When the students went through the same process with the OU, they auth restored the OU subtree, including all the objects contained in the OU. Because the date of the backup and the date of the restore were unchanged, the version numbers were all incremented by 10000 again. The attributes of the OU and its contained objects all replicated out, overwriting the corresponding attributes on the other DCS, except for the attributes of the originally deleted user object. Why? Let's trace through what happened to the originally deleted user object and see.

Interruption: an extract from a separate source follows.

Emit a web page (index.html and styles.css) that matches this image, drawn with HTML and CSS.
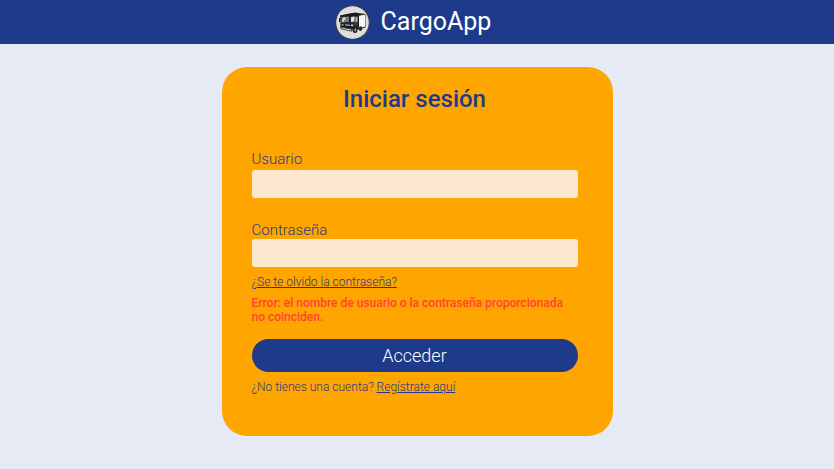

When the object was originally created, the version number on its attributes was set to 1 (say). When it was deleted, the version numbers were incremented to 2. When the object was non-authoritatively restored from backup, the version numbers were restored to 1. When the object was authoritatively restored, the version numbers went to 10001, and that's what replicated out to the other DCs. When the OU (and the objects contained in it) was deleted for the second exercise, the version numbers went to 10002. The students did the non-authoritative restore from backup, which returned the version numbers to 1. The authoritative restore process then set the version numbers for all the restored objects to 10001. This caused the attributes for all the restored objects to replicate out to the other DCs, except for the attributes of the originally deleted object. It's version numbers on the other DCs were 10002, which is still greater than 10001. So the originally deleted object was restored, but inbound replication overwrote it, even though it had been authoritatively restored!
There are a couple of ways around this problem. One is to use the VERINC option of NTDSUTIL to increase the version numbers by more than 10000 per day. The other is to perform another backup immediately after the original authoritative restore. Or in the case of this workshop, just delete and restore a different OU :).